When experts talk about the dire health consequences linked to excessive alcohol use, people often assume that it’s directed at individuals who have an alcohol use disorder. But the health risks from drinking can come from moderate consumption as well.
“Risk starts to go up well below levels where people would think, ‘Oh, that person has an alcohol problem,’” said Dr. Tim Naimi, director of the University of Victoria’s Canadian Institute for Substance Use Research. “Alcohol is harmful to the health starting at very low levels.”
If you’re wondering whether you should cut back on your drinking, here’s what to know about when and how alcohol impacts your health.
How do I know if I’m drinking too much?
“Excessive alcohol use” technically means anything above the U.S. Dietary Guidelines’ recommended daily limits. That’s more than two drinks a day for men and more than one drink a day for women.
There is also emerging evidence “that there are risks even within these levels, especially for certain types of cancer and some forms of cardiovascular disease,” said Marissa Esser, who leads the alcohol program at the Centers for Disease Control and Prevention.
The recommended daily limits are not meant to be averaged over a week, either. In other words, if you abstain Monday through Thursday and have two or three drinks a night on the weekend, those weekend drinks count as excessive consumption. It’s both the cumulative drinks over time and the amount of alcohol in your system on any one occasion that can cause damage.
Why is alcohol so harmful?
Scientists think that the main way alcohol causes health problems is by damaging DNA. When you drink alcohol, your body metabolizes it into acetaldehyde, a chemical that is toxic to cells. Acetaldehyde both “damages your DNA and prevents your body from repairing the damage,” Dr. Esser explained. “Once your DNA is damaged, then a cell can grow out of control and create a cancer tumor.”
Alcohol also creates oxidative stress, another form of DNA damage that can be particularly harmful to the cells that line blood vessels. Oxidative stress can lead to stiffened arteries, resulting in higher blood pressure and coronary artery disease.
“It fundamentally affects DNA, and that’s why it affects so many organ systems,” Dr. Naimi said. Over the course of a lifetime, chronic consumption “damages tissues over time.”
Isn’t alcohol supposed to be good for your heart?

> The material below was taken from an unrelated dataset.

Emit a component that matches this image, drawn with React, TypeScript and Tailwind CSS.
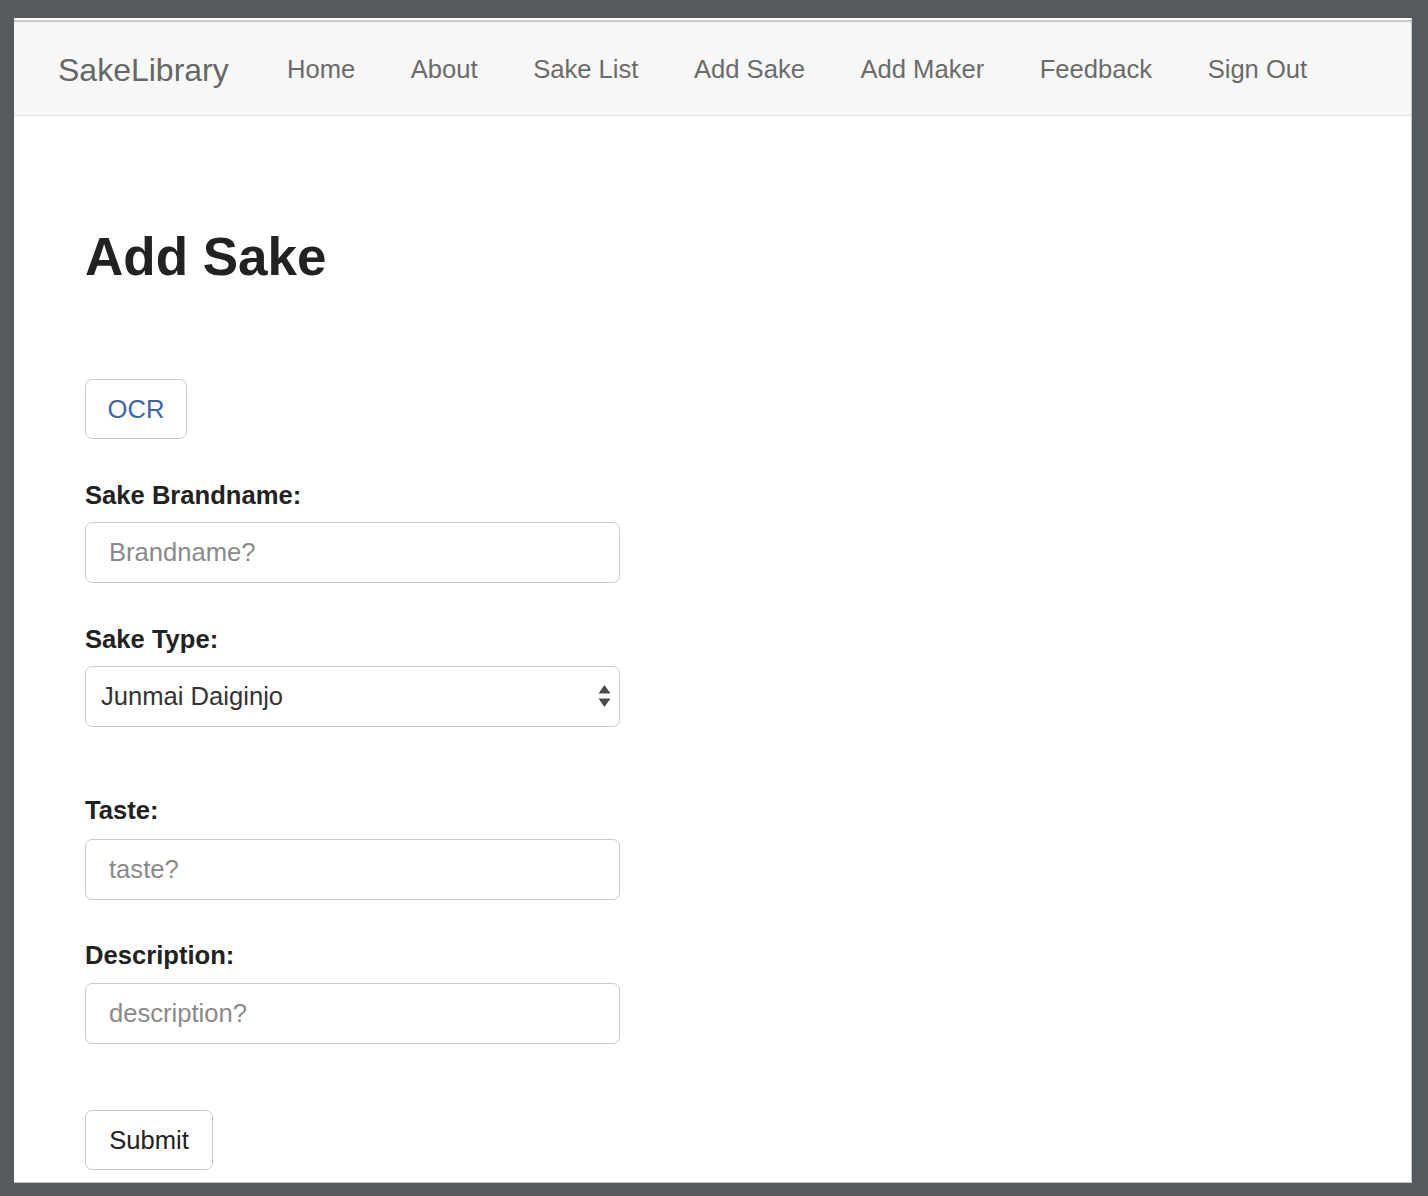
import React from 'react';

const navLinks = ['Home', 'About', 'Sake List', 'Add Sake', 'Add Maker', 'Feedback', 'Sign Out'];

function Label({ children, className = '' }: { children: React.ReactNode; className?: string }) {
  return (
    <label className={`block text-[25.6px] leading-[38px] font-bold text-[#222] ${className}`}>
      {children}
    </label>
  );
}

function TextInput({ placeholder, className = '' }: { placeholder: string; className?: string }) {
  return (
    <input
      type="text"
      placeholder={placeholder}
      className={`block w-[535px] h-[61px] rounded-[7px] border border-[#c9c9c9] bg-white pl-[23px] text-[25.6px] text-[#333] placeholder:text-[#8a8a8a] outline-none ${className}`}
    />
  );
}

export default function App() {
  return (
    <div className="w-[1428px] h-[1196px] bg-[#555a5e] pt-[18px] pl-[14px] font-['Liberation_Sans',Arial,sans-serif]">
      <div className="w-[1398px] h-[1165px] bg-white border-r border-b border-[#c4c4c4] overflow-hidden pt-[2px]">
        {/* Navbar */}
        <nav className="h-[96px] bg-[#f7f7f7] border-t-2 border-[#c9c9c9] border-b border-b-[#e2e2e2] flex items-center pl-[44px] pt-[2px]">
          <span className="w-[174px] shrink-0 text-[32px] text-[#666] leading-none">SakeLibrary</span>
          <ul className="flex items-center gap-[55.5px] ml-[55px]">
            {navLinks.map((link) => (
              <li key={link} className="text-[25.6px] text-[#6b6b6b] leading-none whitespace-nowrap">
                {link}
              </li>
            ))}
          </ul>
        </nav>

        {/* Form */}
        <div className="pl-[71px]">
          <h1 className="mt-[109px] text-[53px] leading-[64px] font-bold text-[#222]">Add Sake</h1>

          <button className="mt-[90px] w-[102px] h-[60px] rounded-[7px] border border-[#c9c9c9] bg-white text-[25.6px] text-[#3f63b0]">
            OCR
          </button>

          <Label className="mt-[37px]">Sake Brandname:</Label>
          <TextInput placeholder="Brandname?" className="mt-[8px]" />

          <Label className="mt-[37px]">Sake Type:</Label>
          <div className="relative mt-[8px] w-[535px]">
            <select
              defaultValue="Junmai Daiginjo"
              className="block w-[535px] h-[61px] appearance-none rounded-[7px] border border-[#c9c9c9] bg-white pl-[15px] text-[25.6px] text-[#333] outline-none">
              <option>Junmai Daiginjo</option>
              <option>Daiginjo</option>
              <option>Junmai Ginjo</option>
              <option>Ginjo</option>
              <option>Junmai</option>
              <option>Honjozo</option>
            </select>
            <svg
              className="absolute left-[513px] top-[19px] pointer-events-none"
              width="13"
              height="23"
              viewBox="0 0 13 23">
              <path d="M6.5 0 L12.5 8.5 L0.5 8.5 Z" fill="#4a4a4a" />
              <path d="M0.5 13.5 L12.5 13.5 L6.5 22 Z" fill="#4a4a4a" />
            </svg>
          </div>

          <Label className="mt-[64px]">Taste:</Label>
          <TextInput placeholder="taste?" className="mt-[10px]" />

          <Label className="mt-[36px]">Description:</Label>
          <TextInput placeholder="description?" className="mt-[9px]" />

          <button className="mt-[66px] w-[128px] h-[60px] rounded-[7px] border border-[#c9c9c9] bg-white text-[25.6px] text-[#222]">
            Submit
          </button>
        </div>
      </div>
    </div>
  );
}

Alcohol’s effect on the heart is confusing because some studies have claimed that small amounts of alcohol, particularly red wine, can be beneficial. Past research suggested that alcohol raises HDL, the “good” cholesterol, and that resveratrol, an antioxidant found in grapes (and red wine), has heart-protective properties.

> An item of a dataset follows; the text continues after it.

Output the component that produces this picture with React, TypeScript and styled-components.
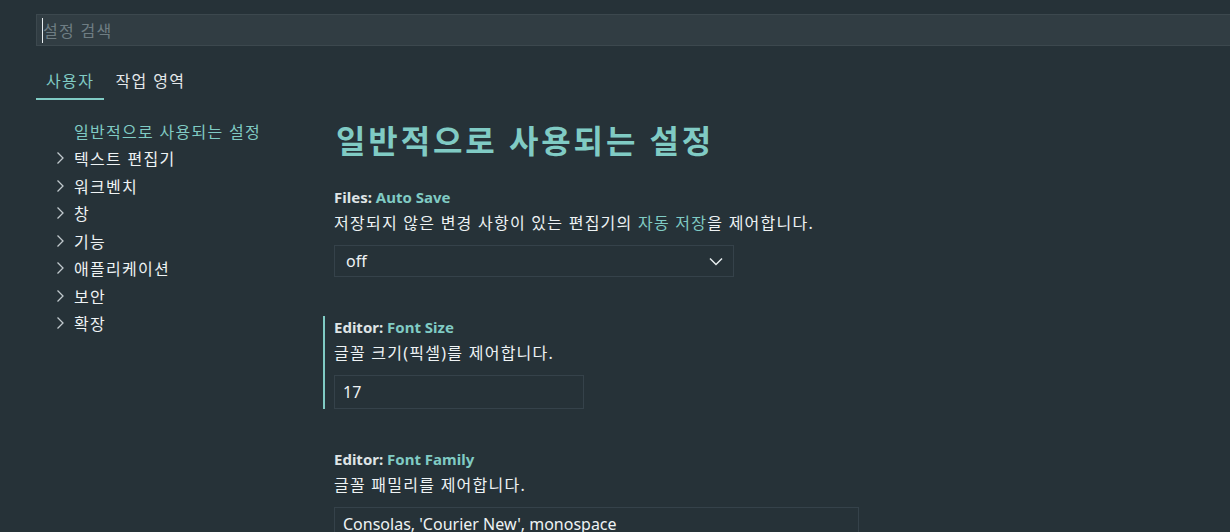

However, said Mariann Piano, a professor of nursing at Vanderbilt University, “There’s been a lot of recent evidence that has really challenged the notion of any kind of what we call a cardio-protective or healthy effect of alcohol.”
The idea that a low dose of alcohol was heart healthy likely arose from the fact that people who drink small amounts tend to have other healthy habits, such as exercising, eating plenty of fruits and vegetables and not smoking. In observational studies, the heart benefits of those behaviors might have been erroneously attributed to alcohol, Dr. Piano said.

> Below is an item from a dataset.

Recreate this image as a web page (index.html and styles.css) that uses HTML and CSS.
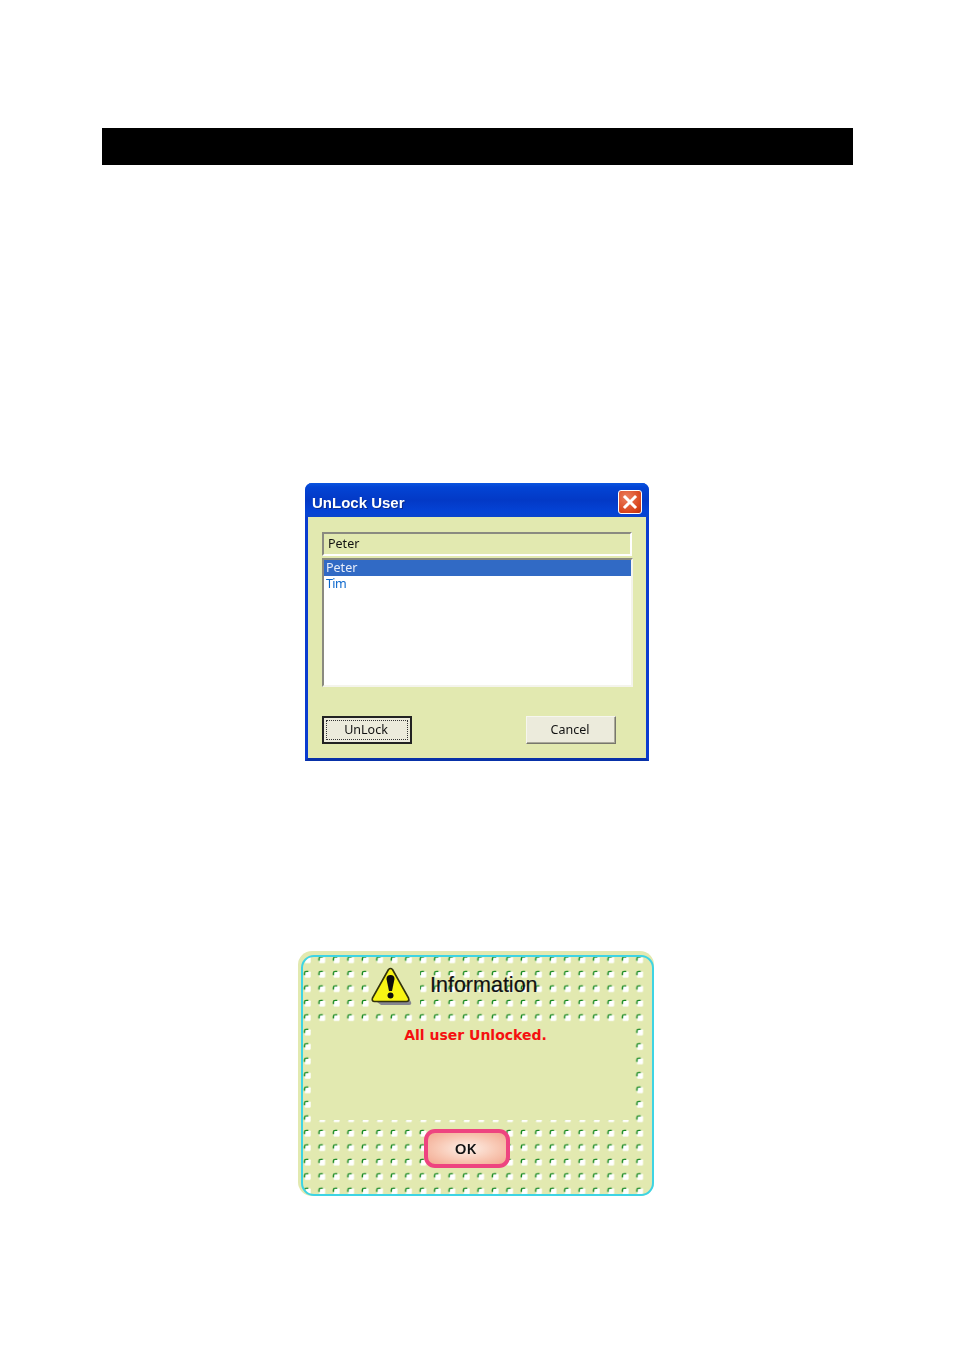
FILE: index.html
```html
<!DOCTYPE html>
<html lang="en">
<head>
<meta charset="utf-8">
<title>UnLock User</title>
<link rel="stylesheet" href="styles.css">
</head>
<body>
<div class="bar"></div>

<section class="win">
  <header class="win-title">
    <span class="win-title-text">UnLock User</span>
    <span class="win-close">
      <svg width="24" height="24" viewBox="0 0 24 24"><path d="M7 7L17 17M17 7L7 17" stroke="#fff" stroke-width="3" stroke-linecap="square" fill="none"/></svg>
    </span>
  </header>
  <div class="win-body">
    <div class="field">Peter</div>
    <ul class="list">
      <li class="list-item selected">Peter</li>
      <li class="list-item list-item-tim">Tim</li>
    </ul>
    <div class="win-actions">
      <button class="btn btn-default"><span class="btn-focus">UnLock</span></button>
      <button class="btn">Cancel</button>
    </div>
  </div>
</section>

<section class="info">
  <div class="info-frame">
    <svg class="dots" width="346" height="237">
      <defs>
        <pattern id="dot" patternUnits="userSpaceOnUse" x="-2.6" y="-4.2" width="14.45" height="14.45">
          <rect x="4.300" y="4.300" width="6" height="6" rx="0.8" fill="#fff"/>
          <path d="M4.200 8V5.800Q4.200 4.200 5.800 4.200H8" stroke="#13861f" stroke-width="1.4" fill="none"/>
        </pattern>
      </defs>
      <rect width="346" height="237" fill="url(#dot)"/>
    </svg>
    <div class="info-head">
      <span class="info-icon">
        <svg width="42" height="40" viewBox="0 0 42 40">
          <path d="M22 6L40 35Q41 38 38 38H10L6 35Z" fill="#85858f"/>
          <path d="M17.500 2.500Q19.500 0.500 21.500 2.500L37.500 31Q38.500 34.500 35.500 34.500H3.500Q0.500 34.500 1.500 31Z" fill="#f8f414" stroke="#33330c" stroke-width="1.600" stroke-linejoin="round"/>
          <path d="M15.500 12Q15.500 8 19.500 8Q23.500 8 23.500 12L21 24H18Z" fill="#0c0c0c"/>
          <circle cx="19.500" cy="28.500" r="3" fill="#0c0c0c"/>
        </svg>
      </span>
      <h2 class="info-title">Information</h2>
    </div>
    <div class="info-panel">All user Unlocked.</div>
    <div class="info-foot">
      <button class="ok">OK</button>
    </div>
  </div>
</section>
</body>
</html>
```
FILE: styles.css
```css
* { box-sizing: border-box; }
html, body { margin: 0; padding: 0; background: #fff; }
body { width: 954px; height: 1350px; overflow: hidden; font-family: "Noto Sans", "Liberation Sans", sans-serif; }

.bar { margin: 128px 0 0 102px; width: 751px; height: 37px; background: #000; }

.win {
  margin: 318px 0 0 305px;
  width: 344px;
  height: 278px;
  display: flex;
  flex-direction: column;
  background: #0a3fd0;
  border-radius: 7px 7px 0 0;
  border: 3px solid #0a3ccf;
  border-top: 0;
  border-bottom-color: #0831a8;
  filter: blur(0.35px);
}
.win-title {
  height: 34px;
  margin: 0 -3px;
  padding: 7px 7px 0 7px;
  display: flex;
  align-items: flex-start;
  justify-content: space-between;
  border-radius: 7px 7px 0 0;
  background: linear-gradient(#0a55e0 0, #0344d4 12%, #0339c6 50%, #0443d6 85%, #0a44cc 100%);
}
.win-title-text { color: #fff; margin-top: 3px; font: bold 15px/20px "Liberation Sans", sans-serif; text-shadow: 1px 1px 0 #0a2c90; }
.win-close {
  width: 24px;
  height: 24px;
  display: block;
  border: 1px solid #fff;
  border-radius: 3px;
  background: radial-gradient(circle at 35% 30%, #ec8060, #d8441c 70%, #b83010);
}
.win-close svg { display: block; margin: -1px; }
.win-body { flex: 1; padding: 15px 15px 0 14px; background: #e2e9b0; display: flex; flex-direction: column; }
.field {
  height: 24px;
  width: 310px;
  padding: 0 0 0 4px;
  line-height: 19px;
  font-size: 12.500px;
  color: #111;
  background: #e2e9b0;
  border: 2px solid;
  border-color: #8a8a80 #fff #fff #8a8a80;
}
.list {
  list-style: none;
  margin: 2px 0 0;
  padding: 0;
  width: 311px;
  height: 129px;
  background: #fff;
  border: 2px solid;
  border-color: #8a8a80 #f4f4ec #f4f4ec #8a8a80;
}
.list-item { height: 16px; padding-left: 2px; line-height: 16px; font-size: 12.500px; color: #0a66cc; }
.list-item-tim { letter-spacing: -0.6px; }
.list-item.selected { background: #316ac5; color: #e8eefa; }
.win-actions { margin-top: 29px; width: 294px; display: flex; justify-content: space-between; }
.btn {
  width: 90px;
  height: 28px;
  padding: 0 2px 2px 0;
  font: 12.500px "Noto Sans", "Liberation Sans", sans-serif;
  color: #111;
  background: #ecebdc;
  border: 1px solid;
  border-color: #f6f6ee #77776c #77776c #f6f6ee;
  box-shadow: inset -1px -1px 0 #aaa99a;
}
.btn-default { border: 2px solid #222; box-shadow: none; display: flex; padding: 2px; }
.btn-focus { flex: 1; line-height: 18px; border: 1px dotted #333; padding-right: 2px; }

.info {
  margin: 190px 0 0 298px;
  width: 356px;
  height: 245px;
  padding: 4px 0 0 3px;
  background: #e2e9b0;
  border-radius: 14px;
  filter: blur(0.25px);
}
.info-frame {
  position: relative;
  height: 241px;
  overflow: hidden;
  border: 2px solid #3ed4e4;
  border-radius: 13px;
  display: flex;
  flex-direction: column;
}
.dots { position: absolute; left: 0; top: 0; }
.info-head { position: relative; height: 66px; display: flex; align-items: flex-start; padding: 10px 0 0 67px; }
.info-icon { width: 50px; height: 41px; background: #e2e9b0; padding-left: 1px; }
.info-icon svg { display: block; }
.info-title { margin: 3px 0 0 10px; font: 500 21.500px/30px "Liberation Sans", sans-serif; color: #111; -webkit-text-stroke: 0.2px #111; }
.info-panel {
  position: relative;
  margin: 0 17px 0 10px;
  height: 97px;
  background: #e2e9b0;
  text-align: center;
  padding: 2px 0 0 3px;
  font: bold 14px/20px "DejaVu Sans", sans-serif;
  color: #f51010;
}
.info-foot { position: relative; padding: 9px 0 0 121px; }
.ok {
  display: block;
  width: 86px;
  height: 39px;
  padding: 0 3px 2px 0;
  font: 600 15px "Noto Sans", "Liberation Sans", sans-serif;
  color: #111;
  border: 4px solid #ee4480;
  border-radius: 11px;
  background: radial-gradient(ellipse at center, #fdf0e8 0, #f8c8b4 55%, #f2a890 100%);
}
```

More recent research has found that even low levels of drinking slightly increase the risk of high blood pressure and heart disease, and the risk goes up dramatically for people who drink excessively. The good news is that when people stop drinking or just cut back, their blood pressure goes down. Alcohol is also linked to an abnormal heart rhythm, known as atrial fibrillation, which raises the risk of blood clots and stroke.